Twelve years ago I was at the Gabba when Mark Taylor, with a lead of 259, and England’s openers Mike Atherton and Alec Stewart reaching for their pads, decided to bat again. Not quite the combination of Rommel and Mandela he later became, having not yet captained Australia to a Test victory, Taylor was roundly criticised for removing the Aussie boot from the pommie throat. In fact, he was probably ahead of the game. Not so long before he had enforced the follow-on against Pakistan at Rawalpindi and seen them bat Australia out of the game, Salim Malik putting his bat where his money had been with a masterful 237. Taylor reasoned that the eclipse of the rest day militated against bowling in consecutive innings, and also that his primo bowler, Warne, was advantaged by bowling on an older pitch – the whiz kid proved him right with his Test best 8-71. I remember Taylor confronted by one of his critics at the press conference afterwards, who insisted that England would have been psychologically destroyed by the follow-on. ‘Yeah,’ said the Tubmeister drolly. ‘I read that.’

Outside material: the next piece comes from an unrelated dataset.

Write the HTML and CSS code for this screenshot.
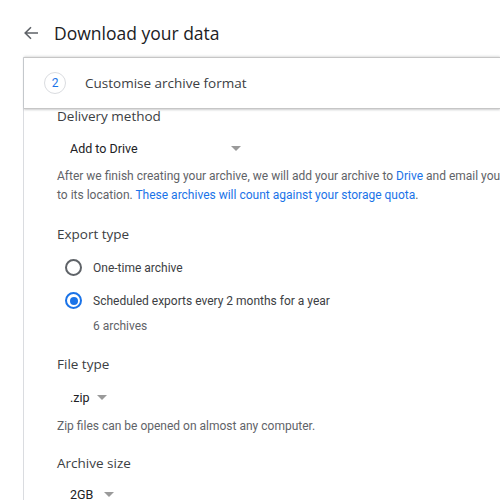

What applied then applied trebly so in this Test. Reduced to four bowlers by the inclusion of Michael Clarke for the injured Shane Watson, Ponting would in choosing to bat again have been thinking ahead to the Adelaide Test that follows hot on this one’s heels. His four-man attack have a lot of hard yakka ahead – well, some anyway.
England would have been thinking ahead too. The first team to win a Test has been the team to take the Ashes in twenty-four of the thirty-one post-war series, and most of the seven comebacks were in an era when tours allowed space and scope to regroup after an initial defeat, 2005 being the glorious exception proving the rule. Even then the itinerary allowed nine days for England to regain its savoire faire. No such luck this time. Test cricket might be the longest of games, but England could be 2-0 down before it can draw a breath.